Cafe
- Date:
- 1934
- Medium:
- Lithograph with chine-collé
Description
Cafe (1934) is a lithograph with chine-collé by Yasuo Kuniyoshi, sheet 10 × 7 7/8 inches mounted on 14 3/4 × 11 9/16 inches, printed in an edition of thirty by Emil Ganso in New York and held by the Whitney Museum of American Art (81.43.19; Katherine Schmidt Shubert Bequest). The composition shows a bundled woman seated alone at a small café table, a folded newspaper and a glass beside her on the marble top, her body wrapped in a heavy coat and her eyes cast downward in private thought. It is the first of a sequence of three café lithographs of the mid-1930s — Cafe (1934), Cafe No. 2 (1935), and a third Cafe of 1937 — in which Kuniyoshi worked out one of the most recognizable iconographic threads of his mature lithography: the lone female figure at a public table, half exposed and half withdrawn, caught between the social space of the restaurant and the private interior of her own thought.
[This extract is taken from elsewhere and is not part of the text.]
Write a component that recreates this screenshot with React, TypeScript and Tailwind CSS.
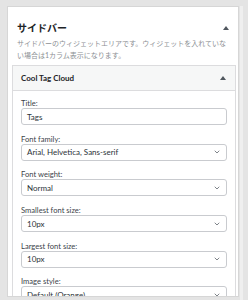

The subject is unmistakably indebted to Pascin's café and brothel scenes, but Kuniyoshi pulls back from Pascin's hectic line into a quieter, more melancholic tonal register, the chine-collé layer giving the figure a soft atmospheric envelope that the artist would not have achieved on the ordinary lithographic stone. The print is one of the most beloved of his 1930s stones and is regularly cited as a touchstone of interwar American figural lithography.